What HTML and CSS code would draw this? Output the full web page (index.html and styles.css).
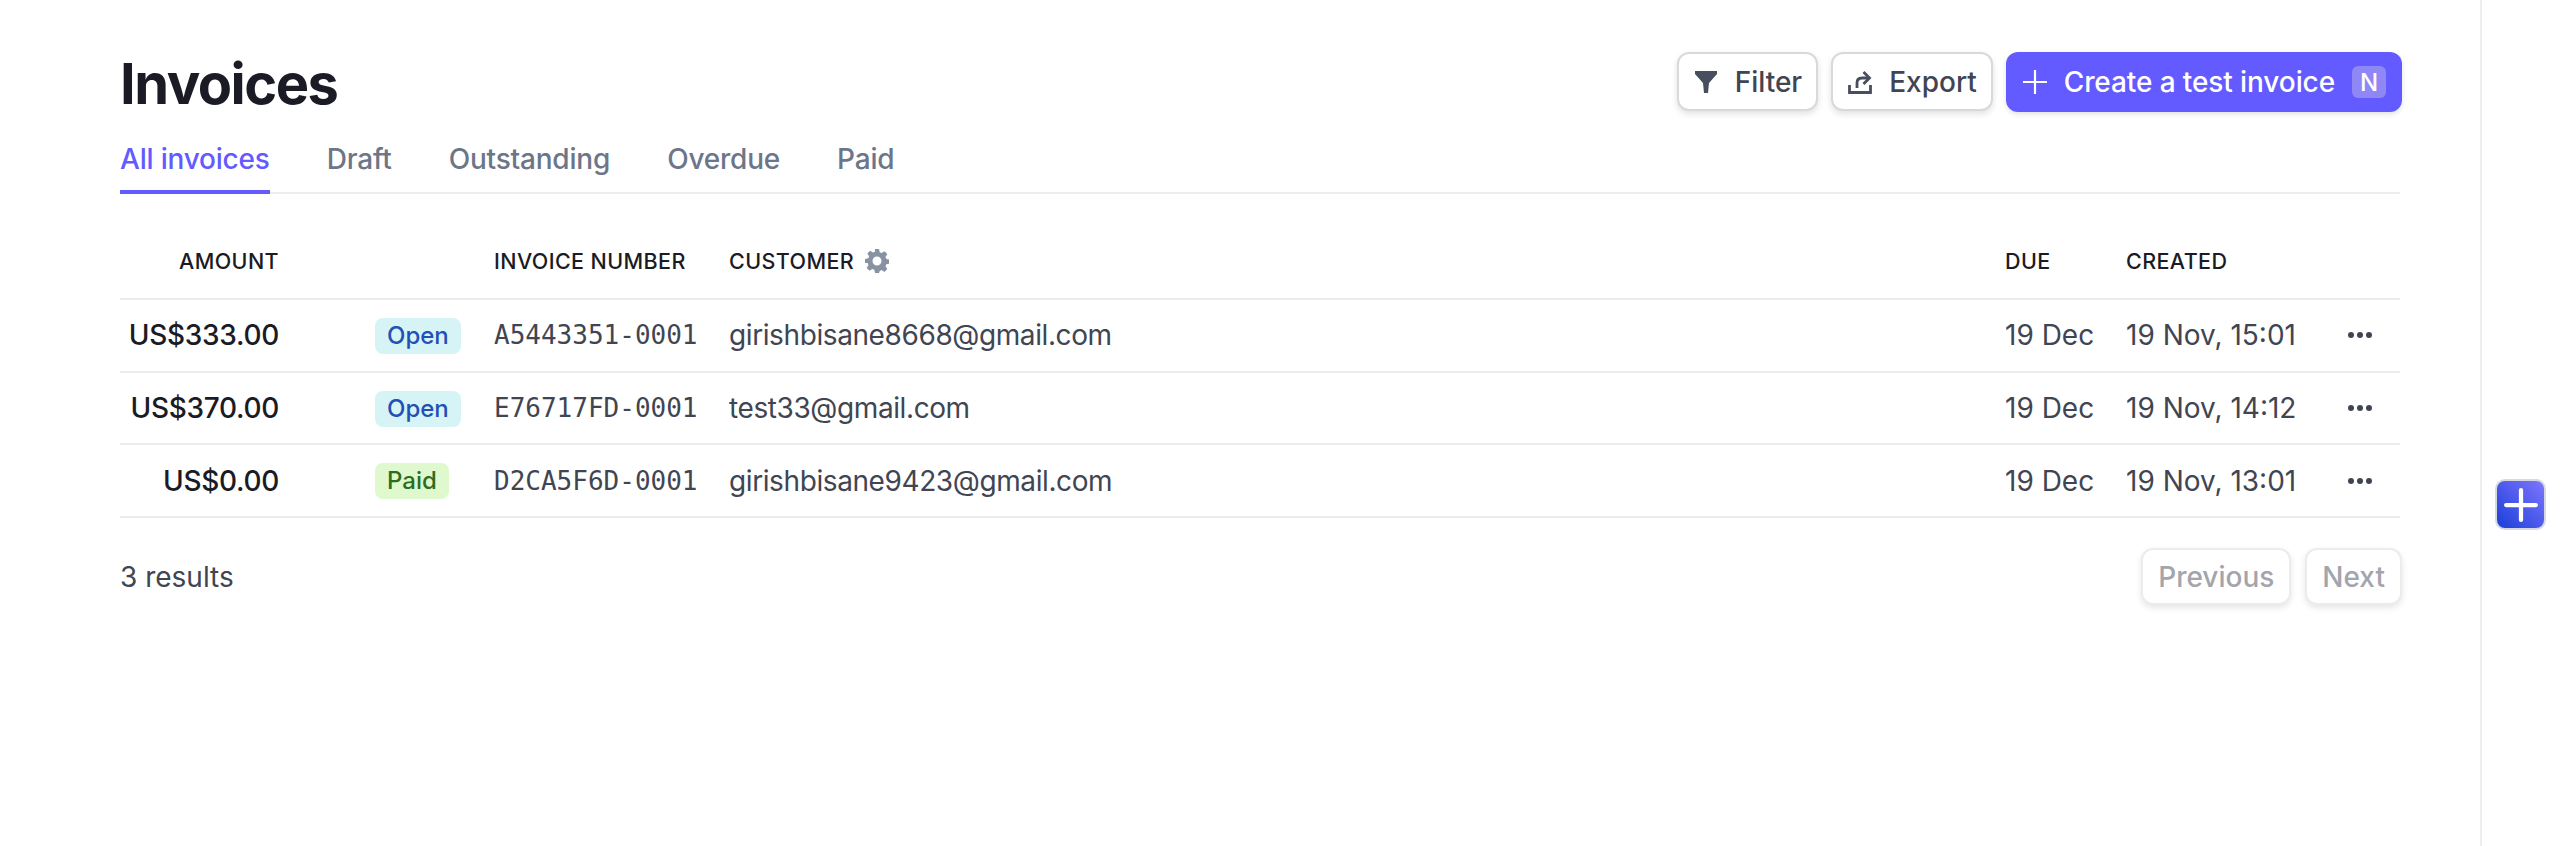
FILE: index.html
```html
<!DOCTYPE html>
<html lang="en">
<head>
    <meta charset="UTF-8">
    <title>Invoices</title>
    <link rel="stylesheet" href="styles.css">
</head>
<body>
    <main class="content">
        <header class="page-head">
            <h1>Invoices</h1>
            <div class="actions">
                <button class="btn">
                    <svg class="btn-icon" viewBox="0 0 24 24"><path d="M1 1h22v3l-8 9-1 10h-4l-1-10-8-9z" fill="#474e5e"/></svg>
                    Filter
                </button>
                <button class="btn">
                    <svg class="btn-icon" viewBox="0 0 24 24" fill="none" stroke="#474e5e" stroke-width="2.8"><path d="M1.500 15v7.500h21V15"/><path d="M9 18v-5c0-3 1.500-5 5-5h7"/><path d="M15.500 2l6 6-6 6"/></svg>
                    Export
                </button>
                <button class="btn btn-primary">
                    <svg class="btn-icon" viewBox="0 0 24 24" fill="none" stroke="#fff" stroke-width="2.2"><path d="M12 0v24M0 12h24"/></svg>
                    Create a test invoice
                    <span class="key">N</span>
                </button>
            </div>
        </header>

        <nav class="tabs">
            <a class="tab active">All invoices</a>
            <a class="tab">Draft</a>
            <a class="tab">Outstanding</a>
            <a class="tab">Overdue</a>
            <a class="tab">Paid</a>
        </nav>

        <table class="invoices">
            <colgroup>
                <col class="col-amount">
                <col class="col-status">
                <col class="col-number">
                <col>
                <col class="col-due">
                <col class="col-created">
                <col class="col-more">
            </colgroup>
            <thead>
                <tr>
                    <th class="amount">AMOUNT</th>
                    <th></th>
                    <th>INVOICE NUMBER</th>
                    <th>
                        <span class="customer-head">CUSTOMER
                            <svg class="gear" viewBox="0 0 24 24"><path fill="#8792a2" fill-rule="evenodd" d="M10 0h4l.7 3.300 2 .8 2.800-1.800 2.800 2.800-1.800 2.800.8 2 3.300.7v4l-3.300.7-.8 2 1.800 2.800-2.800 2.800-2.800-1.800-2 .8L14 24h-4l-.7-3.300-2-.8-2.800 1.800-2.800-2.800 1.800-2.800-.8-2L0 14v-4l3.300-.7.8-2-1.800-2.800 2.800-2.800 2.800 1.800 2-.8zM12 7.500a4.500 4.500 0 1 0 0 9 4.500 4.500 0 0 0 0-9z"/></svg>
                        </span>
                    </th>
                    <th>DUE</th>
                    <th>CREATED</th>
                    <th></th>
                </tr>
            </thead>
            <tbody>
                <tr>
                    <td class="amount">US$333.00</td>
                    <td class="status"><span class="badge badge-open">Open</span></td>
                    <td class="number">A5443351-0001</td>
                    <td class="email">girishbisane8668@gmail.com</td>
                    <td>19 Dec</td>
                    <td>19 Nov, 15:01</td>
                    <td class="more"><span class="dots"><i></i><i></i><i></i></span></td>
                </tr>
                <tr>
                    <td class="amount">US$370.00</td>
                    <td class="status"><span class="badge badge-open">Open</span></td>
                    <td class="number">E76717FD-0001</td>
                    <td class="email">test33@gmail.com</td>
                    <td>19 Dec</td>
                    <td>19 Nov, 14:12</td>
                    <td class="more"><span class="dots"><i></i><i></i><i></i></span></td>
                </tr>
                <tr>
                    <td class="amount">US$0.00</td>
                    <td class="status"><span class="badge badge-paid">Paid</span></td>
                    <td class="number">D2CA5F6D-0001</td>
                    <td class="email">girishbisane9423@gmail.com</td>
                    <td>19 Dec</td>
                    <td>19 Nov, 13:01</td>
                    <td class="more"><span class="dots"><i></i><i></i><i></i></span></td>
                </tr>
            </tbody>
        </table>

        <footer class="table-foot">
            <span>3 results</span>
            <div class="pager">
                <button class="btn btn-disabled">Previous</button>
                <button class="btn btn-disabled">Next</button>
            </div>
        </footer>
    </main>
    <aside class="rail">
        <button class="fab">
            <svg viewBox="0 0 32 32" fill="none" stroke="#fff" stroke-width="4" stroke-linecap="round"><path d="M16 2v28M2 16h28"/></svg>
        </button>
    </aside>
</body>
</html>
```

FILE: styles.css
```css
* {
    box-sizing: border-box;
}
html, body {
    height: 100%;
}
body {
    display: flex;
    margin: 0;
    font-family: Inter, "Liberation Sans", sans-serif;
    font-size: 28px;
    color: #414552;
    background: #fff;
    overflow: hidden;
}
.content {
    width: 2482px;
    height: 100%;
    padding: 0 80px 0 120px;
    border-right: 2px solid #ebeef1;
}
.rail {
    flex: 1;
    padding: 479px 0 0 13px;
}

.page-head {
    display: flex;
    justify-content: space-between;
    align-items: flex-start;
    height: 128px;
    padding-top: 52px;
}
h1 {
    margin: 0;
    font-size: 56px;
    line-height: 64px;
    font-weight: 700;
    color: #1a1b25;
    letter-spacing: -1.500px;
}
.actions {
    display: flex;
    gap: 13px;
    margin-right: -2px;
}
.btn {
    display: flex;
    align-items: center;
    height: 59px;
    padding: 0 14px 0 15px;
    font: 500 28px Inter, sans-serif;
    color: #414552;
    background: #fff;
    border: 2px solid #d8d9dd;
    border-radius: 12px;
    box-shadow: 0 3px 6px rgba(0,0,0,0.12);
}
.btn-icon {
    width: 24px;
    height: 24px;
    margin-right: 17px;
    flex: none;
}
.btn-primary {
    height: 60px;
    padding: 0 16px 0 17px;
    color: #fff;
    background: #635bff;
    border: 0;
    box-shadow: 0 2px 5px rgba(60,66,87,0.16);
    letter-spacing: -0.1px;
}
.key {
    display: flex;
    align-items: center;
    justify-content: center;
    width: 34px;
    height: 32px;
    margin-left: 17px;
    font-size: 24px;
    background: #8e87f5;
    border-radius: 6px;
}
.btn-disabled {
    height: 57px;
    padding: 0 15px;
    color: #a3a5ad;
    border-color: #ebecef;
    box-shadow: 0 3px 6px rgba(0,0,0,0.1);
}

.tabs {
    display: flex;
    gap: 57px;
    height: 66px;
    border-bottom: 2px solid #ebeef1;
    font-weight: 500;
    color: #6c7688;
    letter-spacing: -0.2px;
}
.tab {
    height: 66px;
    line-height: 62px;
}
.tab.active {
    color: #635bff;
    border-bottom: 4px solid #635bff;
}

.invoices {
    width: 100%;
    table-layout: fixed;
    border-collapse: collapse;
}
.col-amount { width: 159px; }
.col-status { width: 215px; }
.col-number { width: 235px; }
.col-due { width: 121px; }
.col-created { width: 214px; }
.col-more { width: 60px; }
th {
    height: 105px;
    padding: 30px 0 0;
    text-align: left;
    font-size: 21.500px;
    font-weight: 500;
    letter-spacing: 0.4px;
    color: #1a1b25;
}
td {
    height: 72.700px;
    padding: 0;
    white-space: nowrap;
}
tr {
    border-bottom: 2px solid #ebeef1;
}
.amount {
    text-align: right;
}
td.amount {
    font-weight: 500;
    color: #1a1b25;
    letter-spacing: -0.3px;
}
.email {
    letter-spacing: -0.4px;
}
.customer-head {
    display: flex;
    align-items: center;
    gap: 11px;
}
.gear {
    width: 24px;
    height: 24px;
}
.status {
    padding-left: 96px;
}
.badge {
    display: inline-block;
    height: 36px;
    padding: 0 12px;
    line-height: 36px;
    font-size: 24px;
    font-weight: 500;
    border-radius: 8px;
    vertical-align: middle;
}
.badge-open {
    color: #2250b5;
    background: #d6f4f6;
}
.badge-paid {
    color: #2d6e1e;
    background: #dff8cd;
}
.number {
    font-family: "DejaVu Sans Mono", monospace;
    font-size: 26px;
}
.more {
    padding-left: 8px;
}
.dots {
    display: flex;
    gap: 3px;
}
.dots i {
    width: 6px;
    height: 6px;
    background: #414552;
    border-radius: 50%;
}

.table-foot {
    display: flex;
    justify-content: space-between;
    align-items: center;
    padding-top: 30px;
}
.pager {
    display: flex;
    gap: 14px;
    margin-right: -2px;
}

.fab {
    display: flex;
    align-items: center;
    justify-content: center;
    width: 51px;
    height: 51px;
    padding: 0;
    background: linear-gradient(45deg, #1a3fd8, #7f75ff);
    border: 2px solid #d5d9e2;
    border-radius: 10px;
}
.fab svg {
    width: 34px;
    height: 34px;
}
```
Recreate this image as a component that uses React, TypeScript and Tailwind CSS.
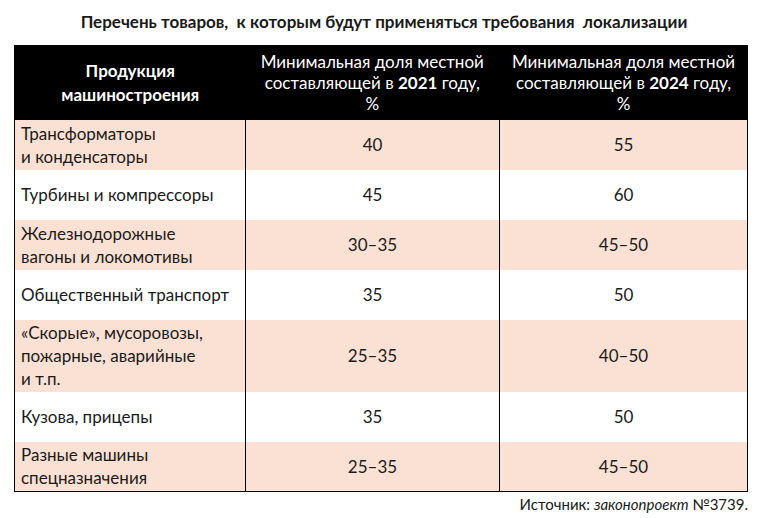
const rows = [
  { name: ["Трансформаторы", "и конденсаторы"], a: "40", b: "55" },
  { name: ["Турбины и компрессоры"], a: "45", b: "60" },
  { name: ["Железнодорожные", "вагоны и локомотивы"], a: "30–35", b: "45–50" },
  { name: ["Общественный транспорт"], a: "35", b: "50" },
  { name: ["«Скорые», мусоровозы,", "пожарные, аварийные", "и т.п."], a: "25–35", b: "40–50" },
  { name: ["Кузова, прицепы"], a: "35", b: "50" },
  { name: ["Разные машины", "спецназначения"], a: "25–35", b: "45–50" },
];

function App() {
  return (
    <div
      className="w-[768px] h-[518px] bg-white text-[#1a1a1a] overflow-hidden"
      style={{ fontFamily: "Lato, 'Open Sans', sans-serif" }}
    >
      <h1 className="pt-[10px] h-[45px] text-center text-[17px] leading-[24px] font-bold">
        Перечень товаров,&nbsp; к которым будут применяться требования&nbsp; локализации
      </h1>
      <table className="ml-[14px] w-[734px] border-collapse border border-black text-[17px] leading-[23px]">
        <thead>
          <tr className="h-[74px] bg-black text-white">
            <th className="w-[231px] font-bold leading-[24px]">
              Продукция
              <br />
              машиностроения
            </th>
            <th className="w-[254px] font-normal leading-[21px] border-r border-black">
              Минимальная доля местной
              <br />
              составляющей в <b>2021</b> году,
              <br />%
            </th>
            <th className="font-normal leading-[21px]">
              Минимальная доля местной
              <br />
              составляющей в <b>2024</b> году,
              <br />%
            </th>
          </tr>
        </thead>
        <tbody>
          {rows.map((r, i) => (
            <tr
              key={i}
              className={`${r.name.length === 3 ? "h-[72px]" : "h-[50px]"} ${
                i % 2 === 0 ? "bg-[#fbe1d4]" : "bg-white"
              }`}
            >
              <td className="pl-[6px] border-r border-black align-middle">
                {r.name.map((l, j) => (
                  <div key={j}>{l}</div>
                ))}
              </td>
              <td className="text-center border-r border-black">{r.a}</td>
              <td className="text-center">{r.b}</td>
            </tr>
          ))}
        </tbody>
      </table>
      <div className="w-[748px] text-right text-[15px] mt-[1px]">
        Источник: <i>законопроект</i> №3739.
      </div>
    </div>
  );
}

export default App;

# # # # #

What you have to do »
Find every line above that contains the word "styles", and return each one.

Answer to the task »
What HTML and CSS code would draw this? Output the full web page (index.html and styles.css).
    <link rel="stylesheet" href="styles.css">
FILE: styles.css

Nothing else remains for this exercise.